Brazil’s Senate has approved a bill that would regulate cryptocurrencies in the country. The proposal, which provides guidelines for the “provision of virtual asset services,” must now be approved again by Deputies.
The Plenary of the Senate approved the regulation of the national cryptocurrency market this past Tuesday. The text now heads to the Chamber of Deputies for analysis. The proposal provides guidelines for the “provision of virtual asset services” and regulates the operation of companies. This was reported by the Senate News Agency.
According to the approved text, a virtual asset is the digital representation of a security that can be traded or transferred by electronic means and used to make payments or for investment purposes, with the exception of traditional national currencies and assets already regulated by law. The Executive Branch must designate a unit of the Federal Public Administration to define which financial assets will be regulated by the future law.
There are still some concerns about whether the bill will survive in the Chamber of Deputies. The accelerated growth of the cryptocurrency market around the world raised concerns about its use for money laundering in the face of insufficient regulation. Providing that regulation, however, can mitigate those concerns.
On the other hand, it was specified that the changes will not apply to NFT (non-fungible tokens). With regard to these, this issue can be regulated by the Executive in an act after the bill’s approval.

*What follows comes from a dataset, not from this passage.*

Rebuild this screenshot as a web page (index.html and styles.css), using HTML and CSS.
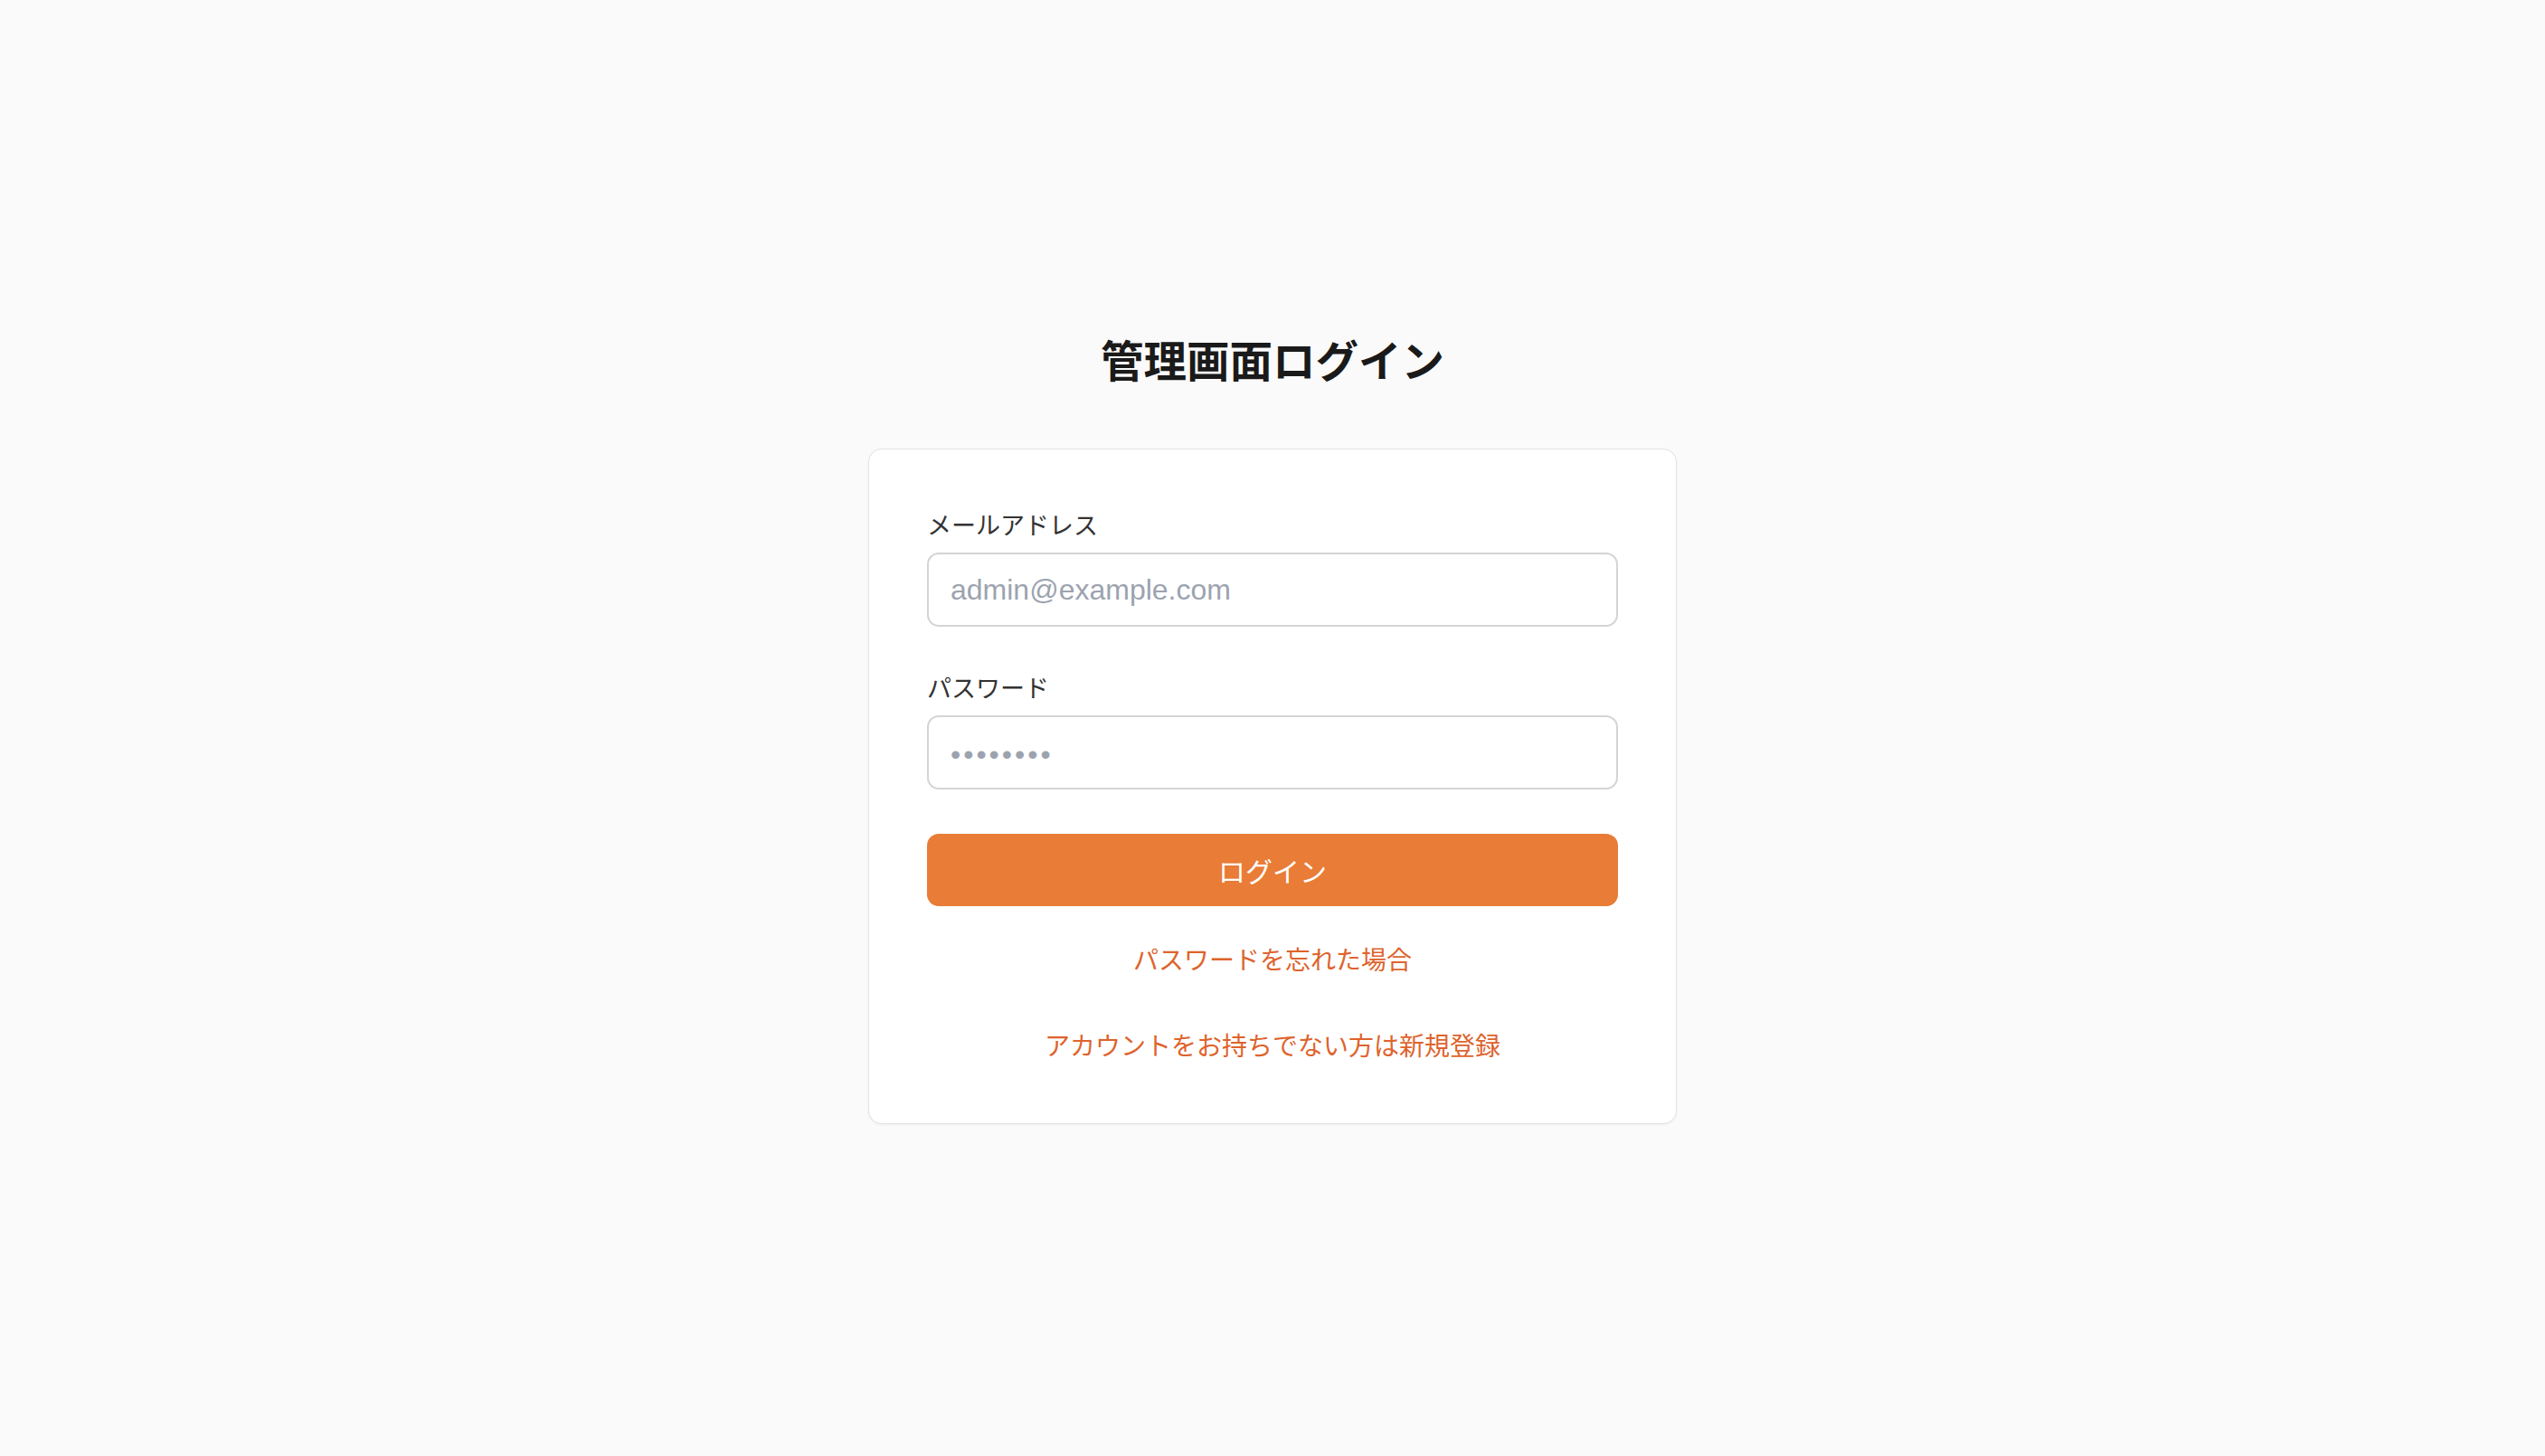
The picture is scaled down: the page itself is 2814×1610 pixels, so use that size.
FILE: index.html
```html
<!DOCTYPE html>
<html lang="ja">
<head>
<meta charset="utf-8">
<title>管理画面ログイン</title>
<link rel="stylesheet" href="styles.css">
</head>
<body>
<main class="page">
  <h1 class="title">管理画面ログイン</h1>
  <form class="card">
    <div class="field">
      <label class="label" for="email">メールアドレス</label>
      <input class="input" id="email" type="email" placeholder="admin@example.com">
    </div>
    <div class="field">
      <label class="label" for="password">パスワード</label>
      <input class="input input-password" id="password" type="password" placeholder="••••••••">
    </div>
    <button class="button" type="button">ログイン</button>
    <div class="links">
      <a class="link" href="#">パスワードを忘れた場合</a>
      <a class="link" href="#">アカウントをお持ちでない方は新規登録</a>
    </div>
  </form>
</main>
</body>
</html>
```
FILE: styles.css
```css
* { box-sizing: border-box; }
html, body { margin: 0; padding: 0; }
body {
  background: #fafafa;
  font-family: "Noto Sans CJK JP", "Noto Sans", sans-serif;
  color: #333333;
}
.page {
  min-height: 100vh;
  display: flex;
  flex-direction: column;
  align-items: center;
  justify-content: center;
}
.title {
  margin: 0 0 69px;
  font-size: 47.5px;
  line-height: 60px;
  font-weight: 700;
  color: #1a1a1a;
}
.card {
  width: 894px;
  background: #ffffff;
  border: 1px solid #e3e3e3;
  border-radius: 15px;
  box-shadow: 0 1px 3px rgba(0, 0, 0, 0.05);
  padding: 65px 64px 67px;
  display: flex;
  flex-direction: column;
}
.field {
  display: flex;
  flex-direction: column;
  margin-bottom: 49px;
}
.label {
  font-size: 27px;
  line-height: 36px;
  color: #333333;
  margin-bottom: 13px;
}
.input {
  height: 82px;
  border: 2px solid #d4d4d4;
  border-radius: 13px;
  padding: 0 24px;
  font-family: "Liberation Sans", Arial, sans-serif;
  font-size: 32px;
  color: #222222;
  background: #ffffff;
  outline: none;
}
.input::placeholder { color: #9ca3af; }
.input-password { padding-top: 4px; }
.input-password::placeholder { letter-spacing: 3px; }
.button {
  height: 80px;
  border: none;
  border-radius: 13px;
  background: #e97c36;
  color: #ffffff;
  font-family: "Noto Sans CJK JP", "Noto Sans", sans-serif;
  font-size: 30px;
  font-weight: 400;
  cursor: pointer;
}
.links {
  display: flex;
  flex-direction: column;
  align-items: center;
  gap: 55px;
  margin-top: 38px;
}
.link {
  font-size: 28px;
  line-height: 40px;
  color: #de632c;
  text-decoration: none;
}
```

According to Senator Irajá Abreu, many know NFTs even as a kind of antecedent. This type of certificate can even be used to launch, for example, a soybean production NFT, starting from the harvest of a future year.
For the new market to work, virtual asset service providers must obtain prior authorization from a dependency or entity of the Federal Public Administration. Such authorization may be granted by means of a simplified procedure.